What are the biggest areas of growth you’ve seen in yourself since you became a creator?
A big source of stress and anxiety for me since graduating college was not knowing what I wanted to do in my career. I obviously had a few jobs that didn’t resonate. I’m the type of person that needs to be 110% invested in what I’m doing, or I can’t help but think about my next goal.
I’ve practiced creative hobbies my entire life and always yearned for a career that incorporates creative practice. I’ve also felt the entrepreneurial itch, and content creation has been an exciting way to combine both. I feel like it’s pulled my head above the clouds a bit — I can now see for myself that there is a way to pursue a career and generate income outside of the traditional 9-5. I’m not ready to fully make that leap yet, and I don’t know if that’s what I’ll ultimately want, but I feel so empowered to work on building something that is fully my own.
Finally, what’s your ultimate goal as a creator?
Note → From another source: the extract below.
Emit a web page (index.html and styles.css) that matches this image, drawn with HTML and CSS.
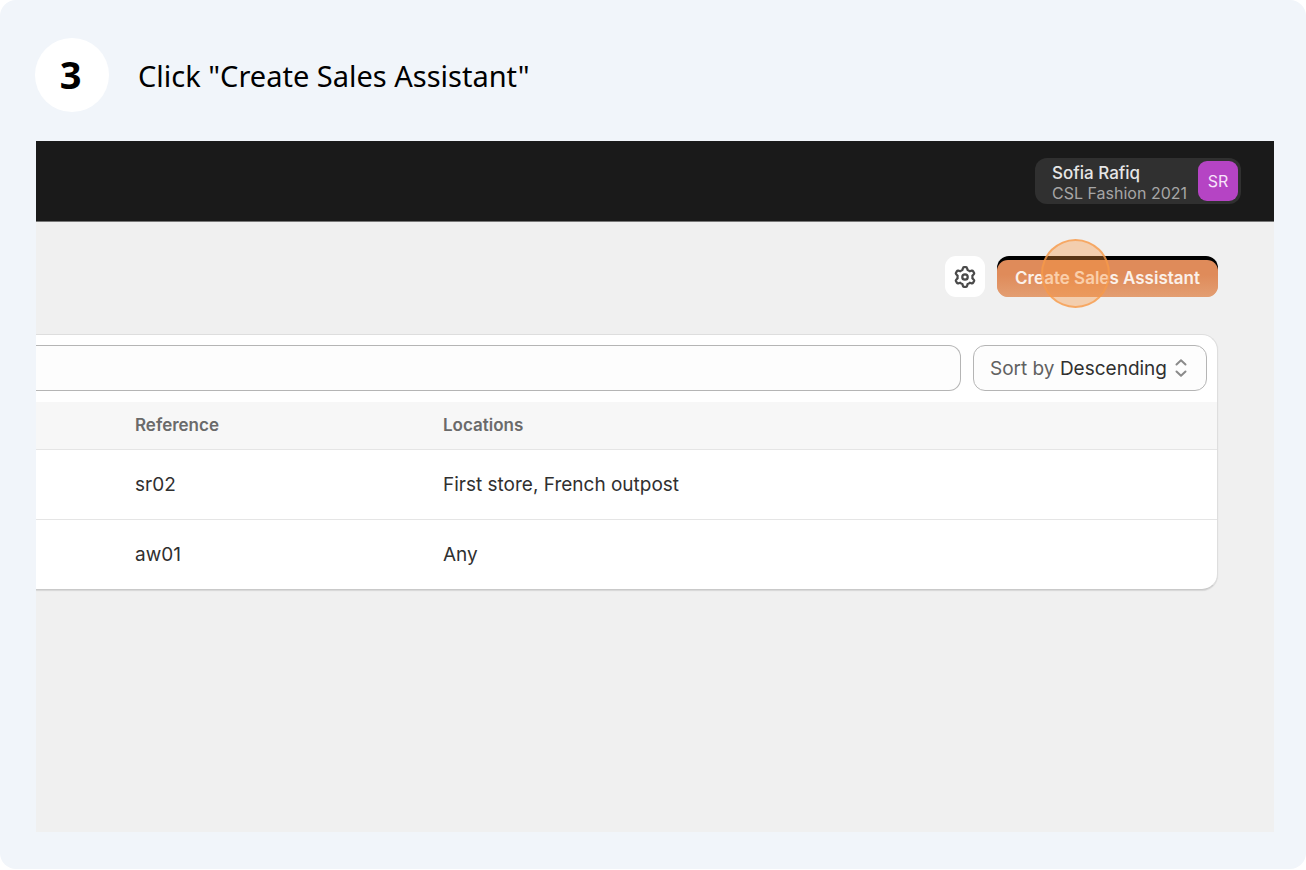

I’m early on in my content creation journey, and am still defining my voice and the story I want to tell. My North Star is that I want to empower others through my experiences, especially people that don’t have the opportunities, access to resources, or confidence to advocate for themselves.
[My journey] started with careers and the job search, but I know it will evolve as I continuously learn about the world and myself. My goal is to build a multi-disciplinary creative career for myself, and I am beyond excited to explore the opportunities that come my way.
This interview has been edited for clarity and length.